Changing Values

Alison-Christian

 

This weekend I was told that I could choose three books out of nine to keep for my own. My two sisters would share the other six books. The books were all written by my great grandfather who in his time was a well known and popular author but with the passing of the years his books are really only read by students studying the minor Victorian novelists. I looked at the books. At first glance it was not easy to choose. There were none of the better and more famous novels amongst the group and none appeared to be of any financial value. And then I saw a handwritten inscription in one of the books that was repeated in two others. It said, “To my beloved son, Dudley, from Mother 1909.” Those were the books I chose and my heart was deeply touched.

 

Dudley was the grandfather I never knew; the father my father barely remembered. In 1914 Dudley, aged 21, signed up for the army.
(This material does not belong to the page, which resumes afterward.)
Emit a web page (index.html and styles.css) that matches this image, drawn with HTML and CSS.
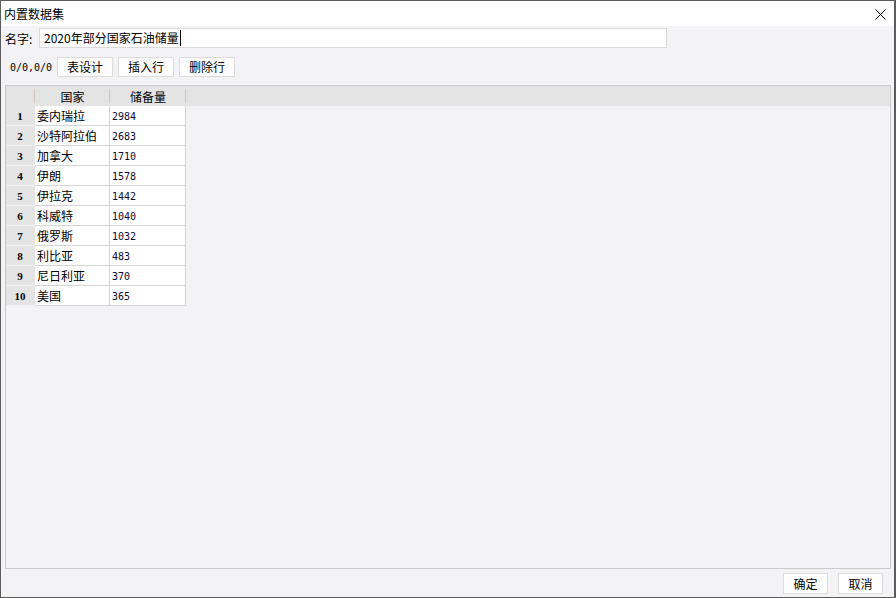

He died shortly after the end of the war as a result of wounds and TB from being in the trenches. 1909 was the year his father, my great grandfather died. I imagined my great grandmother giving the books to Dudley in the year of his father’s death as a remembrance, a keepsake – something of his father.

 

Thinking about my initial disappointment about none of the books being of any real cultural or material value later, I realised that I am much more pleased with this sense of being in touch with my never seen ancestors; literally in touch as I can run my finger over the signature of my great grandmother. Just as recollection in prayer at the end of the day often makes us wake up to something lovely in our day which we had not seen at the time, so this meditating on what was of value in these books makes me realise how much more special they are to me because they are, in their way, about relationship, the fundamental reason for being alive.

 

I come from a family of writers. The new books will go on the shelf alongside books by my mother and her mother and my father and his grandfather. These people are part of me and I am part of them and their simply being makes them of eternal value to me.